Проблема, которую испытывали критики, особенно благожелательные, с Желязны и Дишем, коренится в беспокойстве, коим подспудно проникнута большая часть НФ-критики последних двадцати лет: «Выдерживает ли данная работа сравнение с мэйнстримом?»[64]
Такой подход являлся здравым по отношению к львиной доле фантастики пятидесятых и конца сороковых.

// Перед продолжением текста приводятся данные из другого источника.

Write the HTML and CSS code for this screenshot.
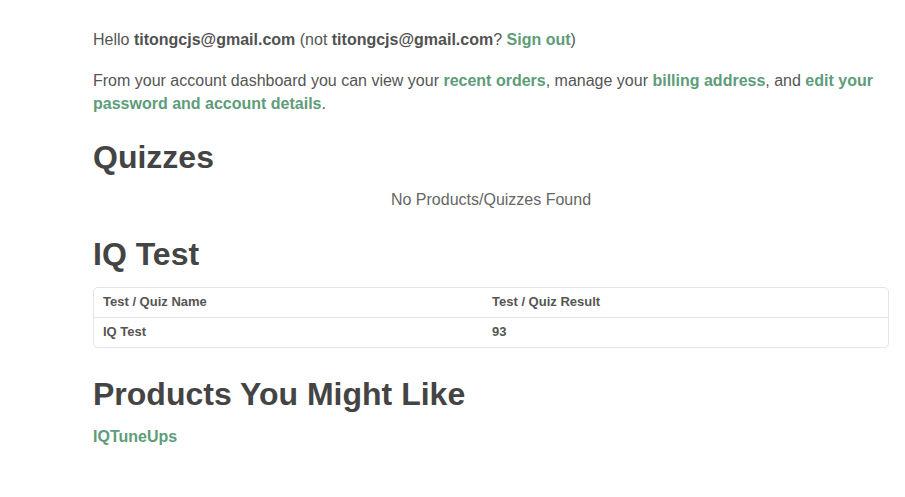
FILE: index.html
```html
<!DOCTYPE html>
<html>
<head>
<meta charset="utf-8">
<link rel="stylesheet" href="styles.css">
</head>
<body>
<div class="content">
  <p class="hello">Hello <strong>titongcjs@gmail.com</strong> (not <strong>titongcjs@gmail.com</strong>? <a href="#">Sign out</a>)</p>
  <p class="intro">From your account dashboard you can view your <a href="#">recent orders</a>, manage your <a href="#">billing address</a>, and <a href="#">edit your password and account details</a>.</p>
  <h2 class="h-quizzes">Quizzes</h2>
  <p class="empty">No Products/Quizzes Found</p>
  <h2 class="h-iq">IQ Test</h2>
  <table class="results">
    <thead>
      <tr><th class="c1">Test / Quiz Name</th><th>Test / Quiz Result</th></tr>
    </thead>
    <tbody>
      <tr><td class="c1">IQ Test</td><td>93</td></tr>
    </tbody>
  </table>
  <h2 class="h-products">Products You Might Like</h2>
  <p class="product"><a href="#">IQTuneUps</a></p>
</div>
</body>
</html>
```

FILE: styles.css
```css
html, body {
  margin: 0;
  padding: 0;
  background: #fff;
}
body {
  font-family: "Liberation Sans", Arial, sans-serif;
  font-size: 16px;
  line-height: 23px;
  color: #555;
}
.content {
  width: 796px;
  margin-left: 93px;
  padding-top: 28px;
}
p {
  margin: 0;
}
strong {
  font-weight: bold;
  color: #515151;
}
a {
  color: #5e9c7a;
  font-weight: bold;
  text-decoration: none;
}
.hello {
  margin-bottom: 18px;
}
h2 {
  font-size: 32px;
  line-height: 38px;
  font-weight: bold;
  color: #444;
  margin: 0;
}
.h-quizzes {
  margin-top: 23px;
}
.empty {
  text-align: center;
  color: #666;
  margin-top: 12px;
  line-height: 24px;
}
.h-iq {
  margin-top: 23px;
}
.results {
  width: 100%;
  margin-top: 14px;
  border: 1px solid #e4e4e4;
  border-radius: 5px;
  border-collapse: separate;
  border-spacing: 0;
  font-size: 13px;
  line-height: 16px;
  color: #555;
}
.results th, .results td {
  text-align: left;
  font-weight: bold;
  padding: 6px 9px 7px;
}
.results th {
  border-bottom: 1px solid #e4e4e4;
}
.results .c1 {
  width: 371px;
}
.h-products {
  margin-top: 27px;
}
.product {
  margin-top: 12px;
  line-height: 24px;
}
```
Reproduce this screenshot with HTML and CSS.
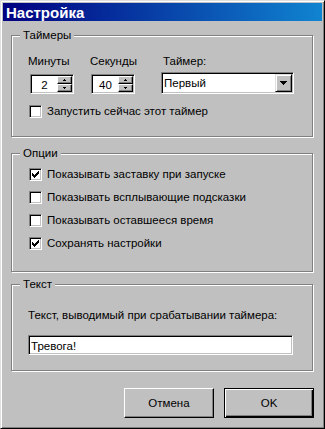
FILE: index.html
```html
<!DOCTYPE html>
<html lang="ru">
<head>
<meta charset="utf-8">
<title>Настройка</title>
<link rel="stylesheet" href="styles.css">
</head>
<body>
<div class="window">
  <div class="titlebar"><span class="title">Настройка</span></div>
  <div class="content">
    <div class="group g-timers">
      <span class="legend">Таймеры</span>
      <div class="timer-row">
        <div class="col col-min">
          <span class="lbl">Минуты</span>
          <div class="spin">
            <span class="spin-val">2</span>
            <div class="spin-btns">
              <span class="sbtn"><svg width="3" height="2" viewBox="0 0 3 2"><path d="M1 0h1v1h-1zM0 1h3v1h-3z" fill="#000"/></svg></span>
              <span class="sbtn"><svg width="3" height="2" viewBox="0 0 3 2"><path d="M0 0h3v1h-3zM1 1h1v1h-1z" fill="#000"/></svg></span>
            </div>
          </div>
        </div>
        <div class="col col-sec">
          <span class="lbl">Секунды</span>
          <div class="spin">
            <span class="spin-val">40</span>
            <div class="spin-btns">
              <span class="sbtn"><svg width="3" height="2" viewBox="0 0 3 2"><path d="M1 0h1v1h-1zM0 1h3v1h-3z" fill="#000"/></svg></span>
              <span class="sbtn"><svg width="3" height="2" viewBox="0 0 3 2"><path d="M0 0h3v1h-3zM1 1h1v1h-1z" fill="#000"/></svg></span>
            </div>
          </div>
        </div>
        <div class="col col-timer">
          <span class="lbl lbl-timer">Таймер:</span>
          <div class="combo">
            <span class="combo-val">Первый</span>
            <span class="combo-btn"><svg width="7" height="4" viewBox="0 0 7 4"><path d="M0 0h7v1h-7zM1 1h5v1h-5zM2 2h3v1h-3zM3 3h1v1h-1z" fill="#000"/></svg></span>
          </div>
        </div>
      </div>
      <div class="check check-start"><span class="box"></span><span>Запустить сейчас этот таймер</span></div>
    </div>

    <div class="group g-options">
      <span class="legend">Опции</span>
      <div class="check"><span class="box"><svg class="tick" width="7" height="7" viewBox="0 0 7 7"><path d="M6 0h1v1h-1zM5 1h2v1h-2zM0 2h1v1h-1zM4 2h3v1h-3zM0 3h2v1h-2zM3 3h3v1h-3zM0 4h5v1h-5zM1 5h3v1h-3zM2 6h1v1h-1z" fill="#000"/></svg></span><span>Показывать заставку при запуске</span></div>
      <div class="check"><span class="box"></span><span>Показывать всплывающие подсказки</span></div>
      <div class="check"><span class="box"></span><span>Показывать оставшееся время</span></div>
      <div class="check"><span class="box"><svg class="tick" width="7" height="7" viewBox="0 0 7 7"><path d="M6 0h1v1h-1zM5 1h2v1h-2zM0 2h1v1h-1zM4 2h3v1h-3zM0 3h2v1h-2zM3 3h3v1h-3zM0 4h5v1h-5zM1 5h3v1h-3zM2 6h1v1h-1z" fill="#000"/></svg></span><span>Сохранять настройки</span></div>
    </div>

    <div class="group g-text">
      <span class="legend">Текст</span>
      <div class="lbl">Текст, выводимый при срабатывании таймера:</div>
      <div class="text-input">Тревога!</div>
    </div>

    <div class="buttons">
      <div class="btn">Отмена</div>
      <div class="btn btn-default">OK</div>
    </div>
  </div>
</div>
</body>
</html>
```
FILE: styles.css
```css
* { box-sizing: border-box; }
html, body { margin: 0; padding: 0; }
body {
  font-family: "Liberation Sans", Arial, sans-serif;
  font-size: 11.5px;
  color: #000;
  background: #c0c0c0;
}
.window {
  width: 325px;
  height: 429px;
  background: #c0c0c0;
  border: 1px solid;
  border-color: #dfdfdf #000 #000 #dfdfdf;
  box-shadow: inset 1px 1px #fff, inset -1px -1px #808080;
  padding: 2px;
  display: flex;
  flex-direction: column;
}
.titlebar {
  height: 18px;
  background: linear-gradient(to right, #000080, #1084d0);
  color: #fff;
  font-weight: bold;
  font-size: 15px;
  line-height: 17px;
  padding: 1px 0 0 3px;
}
.content {
  padding: 14px 8px 0 8px;
  display: flex;
  flex-direction: column;
}
.group {
  position: relative;
  width: 302px;
  border: 1px solid #808080;
  box-shadow: inset 1px 1px #fff, 1px 1px #fff;
  padding-left: 16px;
}
.legend {
  position: absolute;
  top: -7px;
  left: 8px;
  padding: 0 3px;
  background: #c0c0c0;
  line-height: 13px;
}
.lbl { display: block; line-height: 13px; }

.g-timers { height: 102px; padding-top: 19px; }
.timer-row { display: flex; }
.col { display: flex; flex-direction: column; align-items: flex-start; }
.col-min { width: 62px; }
.col-sec { width: 71px; }
.col-min .spin { margin-left: 2px; }
.col-sec .spin { margin-left: 1px; }
.lbl-timer { margin-left: 2px; }

.spin, .combo, .text-input, .box {
  background: #fff;
  border: 1px solid;
  border-color: #808080 #fff #fff #808080;
  box-shadow: inset 1px 1px #000, inset -1px -1px #c0c0c0;
}
.spin {
  margin-top: 6px;
  width: 44px;
  height: 20px;
  padding: 1px;
  display: flex;
}
.spin-val {
  flex: 1;
  text-align: center;
  line-height: 16px;
  padding-top: 1px;
}
.spin-btns {
  width: 15px;
  display: flex;
  flex-direction: column;
}
.sbtn {
  height: 8px;
  background: #c0c0c0;
  border: 1px solid;
  border-color: #fff #000 #000 #fff;
  box-shadow: inset -1px -1px #808080;
  display: flex;
  align-items: center;
  justify-content: center;
}
.sbtn svg { display: block; }

.combo {
  margin-top: 4px;
  width: 133px;
  height: 22px;
  padding: 1px;
  display: flex;
}
.combo-val {
  flex: 1;
  line-height: 18px;
  padding-left: 1px;
}
.combo-btn {
  width: 17px;
  height: 18px;
  background: #c0c0c0;
  border: 1px solid;
  border-color: #dfdfdf #000 #000 #dfdfdf;
  box-shadow: inset 1px 1px #fff, inset -1px -1px #808080;
  display: flex;
  align-items: center;
  justify-content: center;
}
.combo-btn svg { display: block; }

.check {
  display: flex;
  align-items: center;
  gap: 5px;
  line-height: 13px;
  margin-left: 1px;
}
.check-start { margin-top: 11px; }
.box {
  width: 13px;
  height: 13px;
  flex: none;
  display: flex;
  align-items: center;
  justify-content: center;
}
.tick { display: block; }

.g-options {
  margin-top: 16px;
  height: 119px;
  padding-top: 14px;
  display: flex;
  flex-direction: column;
  gap: 10px;
}
.g-text {
  margin-top: 12px;
  height: 87px;
  padding-top: 24px;
}
.text-input {
  margin-top: 13px;
  width: 265px;
  height: 20px;
  line-height: 16px;
  padding: 2px 2px 0 2px;
}

.buttons {
  margin-top: 17px;
  display: flex;
  justify-content: flex-end;
  gap: 10px;
}
.btn {
  width: 90px;
  height: 30px;
  border: 1px solid;
  border-color: #fff #000 #000 #fff;
  box-shadow: inset -1px -1px #808080;
  display: flex;
  align-items: center;
  justify-content: center;
  line-height: 13px;
}
.btn-default {
  border-color: #000;
  box-shadow: inset 1px 1px #fff, inset -1px -1px #000, inset -2px -2px #808080;
}
```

В наиболее выдающихся произведениях Фрица Лейбера, Джудит Меррил, Фредерика Пола, Деймона Найта действие происходит в сравнительно недалеком будущем, а социальные и психологические модели достаточно близки к существующим, чтобы проникновение в характер персонажа и ощущение экономической реальности, прибавляющие повествованию плотности и яркости, были во многом сродни аналогичным механизмам мэйнстрима; и техника письма, как правило, реалистична. Что же происходило в то время в мэйнстриме? Начал публиковаться Трумэн Капоте, вышли первые романы Нормана Мейлера и Сола Беллоу, последние книги Хемингуэя, были опубликованы рассказы Сэлинджера, фолкнеровская трилогия о семействе Сноупов. Все эти произведения необыкновенно уравновешены. Наиболее экспериментальной книгой следует счесть «На дороге» Керуака, да и та вполне классична по сравнению с литературными экспериментами двадцатых, тридцатых и начала сороковых: «Шум и ярость» и «Когда я умирала» Фолкнера, «С.Ш.А.» Дос Пассоса, южно-американские «вымыслы» Борхеса (кстати, один из первых переводов Борхеса в США, «Смерть и буссоль», был выполнен Энтони Бучером и опубликован в «F&SF»), французские гимны отщепенцам у Жене (многие забывают, что «Богоматерь цветов» впервые вышла еще в 1942 году). Даже настроение падает, когда осознаешь, насколько близкие параллели существовали между лучшей фантастикой того времени и мэйнстримом. Но параллели оправдывают беспокойство критиков: все эти произведения были написаны до «Уловки-22» или «V.».[65] Хотя Лоуренс Даррелл и Набоков пребывали в чести у немногочисленного круга литераторов (к которому, надо признать, относились личности столь разноплановые, как Т. С. Элиот, Эдмунд Уилсон[66] и Генри Миллер), читательская интеллигенция имен этих почти не знала. Не публиковались еще ни Барт, ни Бартельм.